Agreeing to disagree doesn’t seem to work much anymore.

That Anonymous Coward (profile) says:

Re: You are pretending it's about content moderation

Its so cute, I didn’t even see the hucksters lips moving as you just repeated what they told you to believe.

This story had not a single fscking thing to do with conservatives and liberals, but do not allow that to stop you from screaming how your rights are being trampled because a private company got tired of you sending messages to everyone telling them mom said you were cute.
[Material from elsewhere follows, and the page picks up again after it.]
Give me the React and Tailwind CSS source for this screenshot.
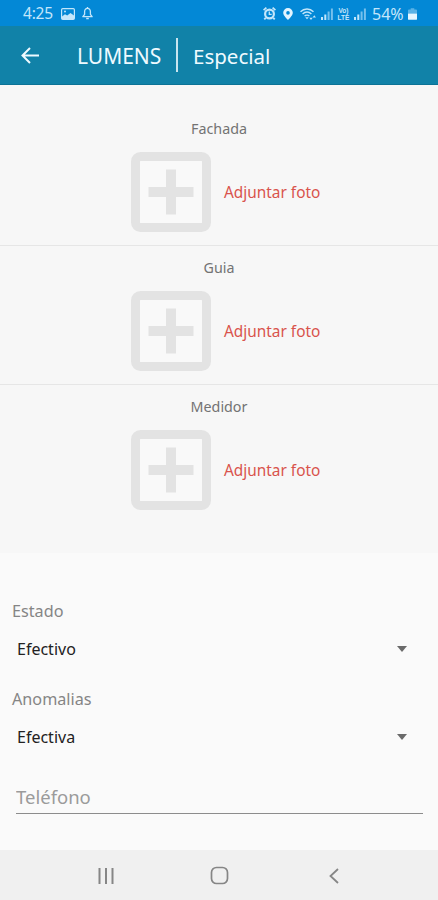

Conservatives aren’t being censored, they are behaving badly & being shown the door. If I came into your house and started explaining in graphic detail how teh homosex is the bestest thing EVAH, you’d totally be within your rights to tell me to GTFO.
Get your followers to send enough messages to people you dislike suggesting they shoudl be killed, raped, worse… its not censorship its them politely telling you to GTFO.

If you can’t talk like a grownup without screaming ZOMG CENSORSHIP!!!!!! (Because Ted Cruz couldn’t figure out how to find a single tweet from anyone who liked him) You get tiresome & then asked to leave the party.
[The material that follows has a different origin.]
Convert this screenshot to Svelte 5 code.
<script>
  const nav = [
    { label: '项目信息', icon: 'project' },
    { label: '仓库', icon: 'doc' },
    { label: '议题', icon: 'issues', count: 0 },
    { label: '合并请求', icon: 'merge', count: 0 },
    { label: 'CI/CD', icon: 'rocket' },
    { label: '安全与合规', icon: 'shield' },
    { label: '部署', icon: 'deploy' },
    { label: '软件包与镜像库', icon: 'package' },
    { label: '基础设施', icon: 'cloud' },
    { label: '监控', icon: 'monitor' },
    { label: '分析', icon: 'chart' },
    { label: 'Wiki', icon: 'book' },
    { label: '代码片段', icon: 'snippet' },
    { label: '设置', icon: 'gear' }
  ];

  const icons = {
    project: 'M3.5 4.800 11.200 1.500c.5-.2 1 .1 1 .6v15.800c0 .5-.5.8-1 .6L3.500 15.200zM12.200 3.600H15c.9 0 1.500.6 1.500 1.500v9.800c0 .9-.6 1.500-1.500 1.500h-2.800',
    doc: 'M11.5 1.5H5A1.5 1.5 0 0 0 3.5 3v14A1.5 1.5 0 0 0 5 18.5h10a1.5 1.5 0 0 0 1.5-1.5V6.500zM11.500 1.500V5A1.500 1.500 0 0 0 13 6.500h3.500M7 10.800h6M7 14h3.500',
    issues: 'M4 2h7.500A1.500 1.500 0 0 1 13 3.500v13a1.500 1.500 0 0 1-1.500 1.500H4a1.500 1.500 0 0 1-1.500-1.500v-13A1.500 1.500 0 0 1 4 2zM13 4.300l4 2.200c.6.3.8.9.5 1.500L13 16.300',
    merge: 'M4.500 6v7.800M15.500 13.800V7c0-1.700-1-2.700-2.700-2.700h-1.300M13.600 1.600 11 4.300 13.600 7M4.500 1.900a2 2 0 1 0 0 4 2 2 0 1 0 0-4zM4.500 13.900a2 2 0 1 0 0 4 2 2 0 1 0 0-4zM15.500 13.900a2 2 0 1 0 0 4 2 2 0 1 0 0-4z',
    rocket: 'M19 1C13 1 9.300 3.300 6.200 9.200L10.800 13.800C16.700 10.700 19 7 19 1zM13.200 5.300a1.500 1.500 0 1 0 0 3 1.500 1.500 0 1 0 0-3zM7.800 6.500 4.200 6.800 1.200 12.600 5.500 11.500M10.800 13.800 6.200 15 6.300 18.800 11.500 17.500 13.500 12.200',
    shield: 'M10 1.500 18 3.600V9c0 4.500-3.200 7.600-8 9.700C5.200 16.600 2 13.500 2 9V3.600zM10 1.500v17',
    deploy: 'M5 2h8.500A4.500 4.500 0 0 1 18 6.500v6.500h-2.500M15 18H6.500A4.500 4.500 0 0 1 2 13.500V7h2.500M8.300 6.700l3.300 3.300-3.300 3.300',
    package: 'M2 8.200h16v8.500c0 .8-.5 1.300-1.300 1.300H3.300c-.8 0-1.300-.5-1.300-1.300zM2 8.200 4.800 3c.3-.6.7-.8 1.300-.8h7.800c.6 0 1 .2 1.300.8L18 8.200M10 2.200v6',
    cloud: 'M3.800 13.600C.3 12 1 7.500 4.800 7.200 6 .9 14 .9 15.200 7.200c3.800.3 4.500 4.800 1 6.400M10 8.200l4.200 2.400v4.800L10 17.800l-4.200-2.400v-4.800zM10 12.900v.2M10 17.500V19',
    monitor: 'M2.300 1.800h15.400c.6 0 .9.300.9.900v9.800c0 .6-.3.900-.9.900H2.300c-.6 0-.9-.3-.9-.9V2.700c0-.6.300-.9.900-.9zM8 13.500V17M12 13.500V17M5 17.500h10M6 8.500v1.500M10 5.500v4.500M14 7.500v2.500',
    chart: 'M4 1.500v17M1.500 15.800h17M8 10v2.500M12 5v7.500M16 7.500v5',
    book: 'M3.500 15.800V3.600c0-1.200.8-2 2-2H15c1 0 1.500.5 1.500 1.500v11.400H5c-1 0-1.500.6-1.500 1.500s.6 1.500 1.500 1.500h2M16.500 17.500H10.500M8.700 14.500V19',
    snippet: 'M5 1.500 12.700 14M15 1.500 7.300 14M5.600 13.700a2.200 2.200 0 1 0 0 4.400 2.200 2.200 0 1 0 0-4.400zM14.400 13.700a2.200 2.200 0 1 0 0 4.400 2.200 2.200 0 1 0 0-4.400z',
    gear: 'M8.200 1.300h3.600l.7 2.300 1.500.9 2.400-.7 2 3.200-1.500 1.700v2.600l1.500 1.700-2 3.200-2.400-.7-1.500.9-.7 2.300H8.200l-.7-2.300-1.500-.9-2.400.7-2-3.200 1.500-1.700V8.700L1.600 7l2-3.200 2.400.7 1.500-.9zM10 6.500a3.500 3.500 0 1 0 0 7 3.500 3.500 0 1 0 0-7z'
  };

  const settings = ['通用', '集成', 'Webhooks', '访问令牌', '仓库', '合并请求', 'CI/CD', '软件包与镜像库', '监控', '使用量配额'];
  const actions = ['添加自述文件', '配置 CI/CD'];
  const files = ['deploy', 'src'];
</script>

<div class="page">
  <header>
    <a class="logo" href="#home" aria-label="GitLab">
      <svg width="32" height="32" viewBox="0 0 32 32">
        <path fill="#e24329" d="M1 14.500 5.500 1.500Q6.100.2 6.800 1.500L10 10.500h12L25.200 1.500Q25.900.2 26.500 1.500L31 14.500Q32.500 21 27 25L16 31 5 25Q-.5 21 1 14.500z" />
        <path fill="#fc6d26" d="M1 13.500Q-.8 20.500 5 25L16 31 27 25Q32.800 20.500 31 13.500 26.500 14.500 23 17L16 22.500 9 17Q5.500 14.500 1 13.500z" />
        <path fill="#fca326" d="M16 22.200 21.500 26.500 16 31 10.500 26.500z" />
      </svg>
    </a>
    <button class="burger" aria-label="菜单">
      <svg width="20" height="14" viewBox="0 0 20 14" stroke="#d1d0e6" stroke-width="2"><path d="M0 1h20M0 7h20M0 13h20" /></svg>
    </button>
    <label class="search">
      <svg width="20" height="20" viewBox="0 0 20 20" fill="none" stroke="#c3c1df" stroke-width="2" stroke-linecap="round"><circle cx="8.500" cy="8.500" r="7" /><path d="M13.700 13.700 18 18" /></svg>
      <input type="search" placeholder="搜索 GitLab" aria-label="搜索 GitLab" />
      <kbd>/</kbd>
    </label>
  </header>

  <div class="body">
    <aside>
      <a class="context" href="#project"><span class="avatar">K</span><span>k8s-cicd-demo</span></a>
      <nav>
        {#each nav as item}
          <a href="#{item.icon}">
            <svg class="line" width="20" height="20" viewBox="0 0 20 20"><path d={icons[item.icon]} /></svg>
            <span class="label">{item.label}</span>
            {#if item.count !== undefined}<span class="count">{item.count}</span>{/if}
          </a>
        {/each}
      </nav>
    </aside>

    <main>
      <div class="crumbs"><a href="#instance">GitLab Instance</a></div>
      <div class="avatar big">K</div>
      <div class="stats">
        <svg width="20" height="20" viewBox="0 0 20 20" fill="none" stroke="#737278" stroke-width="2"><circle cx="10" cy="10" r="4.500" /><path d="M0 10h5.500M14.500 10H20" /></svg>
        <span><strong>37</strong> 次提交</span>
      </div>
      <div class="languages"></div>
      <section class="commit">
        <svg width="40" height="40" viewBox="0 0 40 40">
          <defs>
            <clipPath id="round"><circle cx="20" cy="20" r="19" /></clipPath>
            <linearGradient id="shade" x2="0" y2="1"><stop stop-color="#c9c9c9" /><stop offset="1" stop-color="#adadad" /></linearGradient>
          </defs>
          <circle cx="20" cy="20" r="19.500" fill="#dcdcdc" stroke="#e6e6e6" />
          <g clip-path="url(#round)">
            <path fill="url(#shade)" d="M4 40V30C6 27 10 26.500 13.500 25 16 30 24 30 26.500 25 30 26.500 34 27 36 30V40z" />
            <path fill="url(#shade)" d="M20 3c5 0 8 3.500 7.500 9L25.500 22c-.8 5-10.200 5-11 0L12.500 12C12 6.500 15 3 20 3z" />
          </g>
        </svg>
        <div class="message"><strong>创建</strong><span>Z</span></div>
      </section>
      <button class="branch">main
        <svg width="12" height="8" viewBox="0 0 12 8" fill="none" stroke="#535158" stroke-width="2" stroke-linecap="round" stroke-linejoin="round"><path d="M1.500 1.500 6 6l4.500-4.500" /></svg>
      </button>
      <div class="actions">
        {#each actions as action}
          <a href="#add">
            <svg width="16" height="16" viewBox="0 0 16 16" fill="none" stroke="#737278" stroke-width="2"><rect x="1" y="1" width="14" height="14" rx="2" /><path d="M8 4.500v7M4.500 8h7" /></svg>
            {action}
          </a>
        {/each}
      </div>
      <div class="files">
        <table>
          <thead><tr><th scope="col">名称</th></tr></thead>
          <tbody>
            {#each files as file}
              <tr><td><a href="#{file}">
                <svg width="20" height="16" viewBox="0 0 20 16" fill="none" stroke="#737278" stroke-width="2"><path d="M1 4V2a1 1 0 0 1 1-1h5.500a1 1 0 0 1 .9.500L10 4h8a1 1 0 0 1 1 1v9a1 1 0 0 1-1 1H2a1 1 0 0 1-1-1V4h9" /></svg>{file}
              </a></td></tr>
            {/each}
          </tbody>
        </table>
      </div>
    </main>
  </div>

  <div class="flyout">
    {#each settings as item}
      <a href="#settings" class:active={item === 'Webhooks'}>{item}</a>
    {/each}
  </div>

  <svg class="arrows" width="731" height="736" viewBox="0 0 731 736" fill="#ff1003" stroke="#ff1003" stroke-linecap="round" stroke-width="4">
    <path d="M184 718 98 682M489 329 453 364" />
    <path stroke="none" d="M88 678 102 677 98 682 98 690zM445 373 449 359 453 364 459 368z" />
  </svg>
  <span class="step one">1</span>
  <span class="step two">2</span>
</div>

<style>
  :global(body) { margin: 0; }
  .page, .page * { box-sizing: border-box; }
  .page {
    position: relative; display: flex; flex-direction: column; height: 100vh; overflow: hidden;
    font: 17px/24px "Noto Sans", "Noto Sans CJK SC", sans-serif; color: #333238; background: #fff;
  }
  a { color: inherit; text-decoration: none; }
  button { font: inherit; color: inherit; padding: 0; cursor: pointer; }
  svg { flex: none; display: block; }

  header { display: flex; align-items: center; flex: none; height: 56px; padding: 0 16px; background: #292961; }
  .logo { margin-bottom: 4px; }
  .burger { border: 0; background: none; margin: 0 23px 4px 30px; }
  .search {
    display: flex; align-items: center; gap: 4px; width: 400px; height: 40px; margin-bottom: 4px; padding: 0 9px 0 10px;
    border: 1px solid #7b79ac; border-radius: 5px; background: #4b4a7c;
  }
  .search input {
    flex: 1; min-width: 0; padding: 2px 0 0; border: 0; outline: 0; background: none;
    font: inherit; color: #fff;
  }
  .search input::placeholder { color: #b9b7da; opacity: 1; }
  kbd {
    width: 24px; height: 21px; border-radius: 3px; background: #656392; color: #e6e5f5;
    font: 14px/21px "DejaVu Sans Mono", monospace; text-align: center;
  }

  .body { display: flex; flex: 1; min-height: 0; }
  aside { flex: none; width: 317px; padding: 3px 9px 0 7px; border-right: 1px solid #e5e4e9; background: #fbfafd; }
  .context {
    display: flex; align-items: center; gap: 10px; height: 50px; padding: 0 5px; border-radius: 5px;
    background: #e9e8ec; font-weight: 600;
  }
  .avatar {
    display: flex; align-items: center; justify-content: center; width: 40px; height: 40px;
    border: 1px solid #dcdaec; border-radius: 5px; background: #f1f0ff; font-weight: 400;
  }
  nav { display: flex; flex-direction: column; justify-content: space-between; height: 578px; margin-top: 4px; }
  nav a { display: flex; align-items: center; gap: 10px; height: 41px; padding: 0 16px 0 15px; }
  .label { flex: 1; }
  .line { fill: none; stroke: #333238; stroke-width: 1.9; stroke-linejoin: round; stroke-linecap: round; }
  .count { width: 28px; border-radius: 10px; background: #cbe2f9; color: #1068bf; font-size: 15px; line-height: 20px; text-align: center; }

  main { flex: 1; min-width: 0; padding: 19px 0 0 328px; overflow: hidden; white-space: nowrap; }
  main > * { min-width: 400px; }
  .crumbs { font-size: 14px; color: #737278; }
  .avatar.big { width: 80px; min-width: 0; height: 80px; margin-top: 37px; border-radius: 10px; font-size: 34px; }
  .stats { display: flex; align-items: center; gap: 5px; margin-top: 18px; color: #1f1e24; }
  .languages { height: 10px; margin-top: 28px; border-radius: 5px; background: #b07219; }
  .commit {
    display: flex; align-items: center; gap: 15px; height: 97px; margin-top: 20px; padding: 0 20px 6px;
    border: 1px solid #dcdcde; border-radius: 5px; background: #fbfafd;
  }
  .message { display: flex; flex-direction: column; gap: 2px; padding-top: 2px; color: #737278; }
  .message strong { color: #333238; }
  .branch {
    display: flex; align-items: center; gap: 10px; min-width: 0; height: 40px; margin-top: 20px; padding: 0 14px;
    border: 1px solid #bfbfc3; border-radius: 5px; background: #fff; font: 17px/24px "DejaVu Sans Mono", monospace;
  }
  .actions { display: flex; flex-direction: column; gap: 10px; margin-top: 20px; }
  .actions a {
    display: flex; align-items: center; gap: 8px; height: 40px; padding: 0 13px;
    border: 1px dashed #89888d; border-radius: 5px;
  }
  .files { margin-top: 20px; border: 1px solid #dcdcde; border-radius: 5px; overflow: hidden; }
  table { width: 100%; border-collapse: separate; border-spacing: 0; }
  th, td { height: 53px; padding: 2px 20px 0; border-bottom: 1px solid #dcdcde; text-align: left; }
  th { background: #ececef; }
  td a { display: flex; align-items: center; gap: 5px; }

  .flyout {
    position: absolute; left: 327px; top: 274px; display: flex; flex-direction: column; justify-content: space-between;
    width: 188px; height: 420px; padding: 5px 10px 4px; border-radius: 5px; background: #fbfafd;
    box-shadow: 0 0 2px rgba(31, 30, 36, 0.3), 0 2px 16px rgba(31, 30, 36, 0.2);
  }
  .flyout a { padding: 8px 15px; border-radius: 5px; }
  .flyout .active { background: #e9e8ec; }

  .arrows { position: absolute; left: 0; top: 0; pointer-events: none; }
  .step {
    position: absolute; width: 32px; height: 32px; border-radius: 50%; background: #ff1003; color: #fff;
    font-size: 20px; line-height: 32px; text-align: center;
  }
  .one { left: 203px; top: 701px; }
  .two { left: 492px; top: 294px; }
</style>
Now if you were able to present the most mythical thing, which is evidence that stands up outside the hall of mirrors that are your mind we might listen, but Alex Jones was screaming he was being censored from his social media accounts before the axe fell on someone who helped encourage death threats to grieving families. (But then you are sure they are all crisis actors & it never happened because someone told you so.)

But please explain how its censoring conservatives, show your work on a separate website with links & evidence and not just the rantings of someone who has been huffing glue and posting as Q.

Toom1275 (profile) says:

Re: You are pretending it's about content moderation

they are doubling down on being unethical because they haven’t learned anything.


Republicans know it’s impossible for them to win a fair election. That’s why all the tampering, aiding the Russians hacking, the anti-Democrat projection, amd the ridoculous false narratives like "busfuls of illegals."